Diba: A Re-configurable Stream Processor
Mohammadreza Najafi, Thamir M. Qadah, Mohammad Sadoghi, Hans-Arno Jacobsen
TL;DR
Diba addresses the challenge of real-time stream processing on hardware by introducing a reconfigurable, unidirectional dataflow processor that separates the data-distribution network from processing blocks. Its NoC-based modular architecture, Topology Bricks, and a versatile library of PUnits and specialized blocks enable online reconfiguration and concurrent execution of multiple stream queries. The paper contributes a detailed component design (GSwitch, LSwitch, OP-Block, HB-SJ, Circular-MJ, Aggregation-GroupBy) and demonstrates a FPGA prototype achieving practical throughput (e.g., 300–3520 ms for TPC-H Q3-like workloads across SF=1–10 GB) with favorable power characteristics. This work shows that a carefully crafted hardware-software co-design can deliver scalable, reusable building blocks for diverse streaming workloads, potentially shortening time-to-market for hardware-accelerated data processing.
Abstract
Stream processing acceleration is driven by the continuously increasing volume and velocity of data generated on the Web and the limitations of storage, computation, and power consumption.
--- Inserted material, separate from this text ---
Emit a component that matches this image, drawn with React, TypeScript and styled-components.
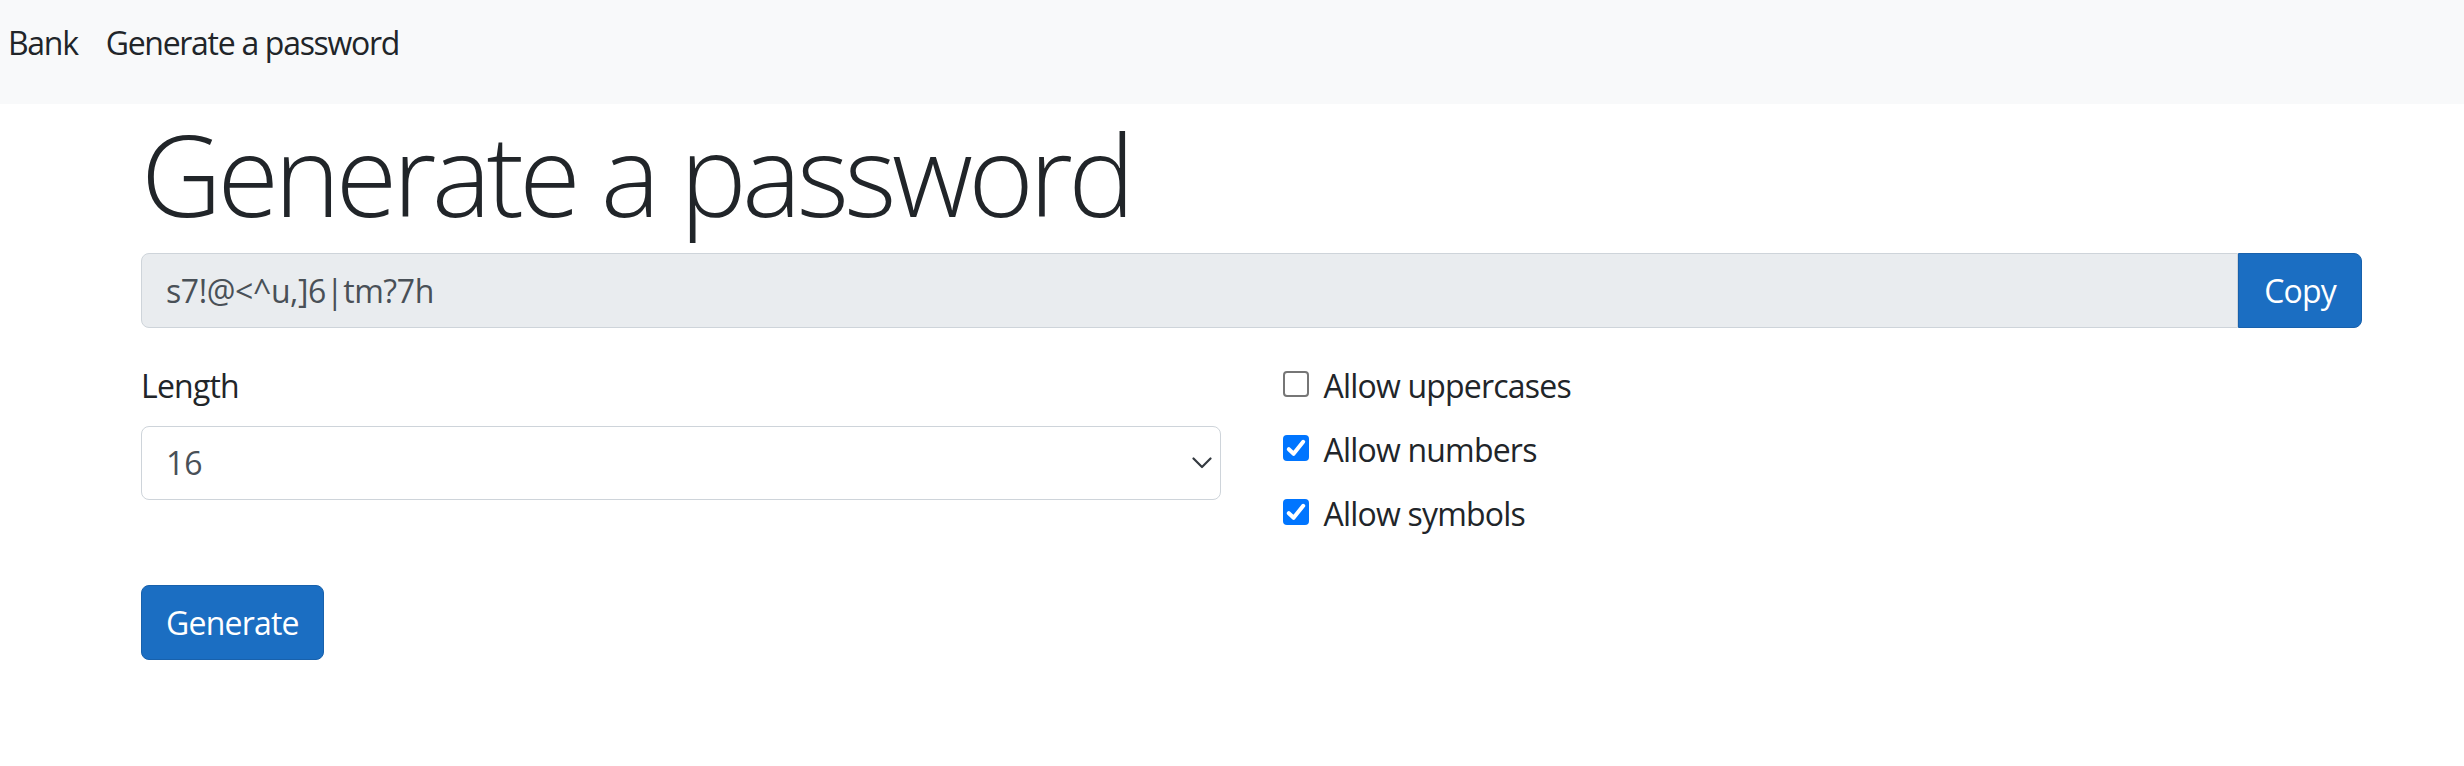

Hardware solutions provide better performance and power consumption, but they are hindered by the high research and development costs and the long time to market. In this work, we propose our re-configurable stream processor (Diba), a complete rethinking of a previously proposed customized and flexible query processor that targets real-time stream processing. Diba uses a unidirectional dataflow not dedicated to any specific type of query (operator) on streams, allowing a straightforward placement of processing components on a general data path that facilitates query mapping. In Diba, the concepts of the distribution network and processing components are implemented as two separate entities connected using generic interfaces. This approach allows the adoption of a versatile architecture for a family of queries rather than forcing a rigid chain of processing components to implement such queries. Our experimental evaluations of representative queries from TPC-H yielded processing times of 300, 1220, and 3520 milliseconds for data streams with scale factor sizes of one, four, and ten gigabytes, respectively.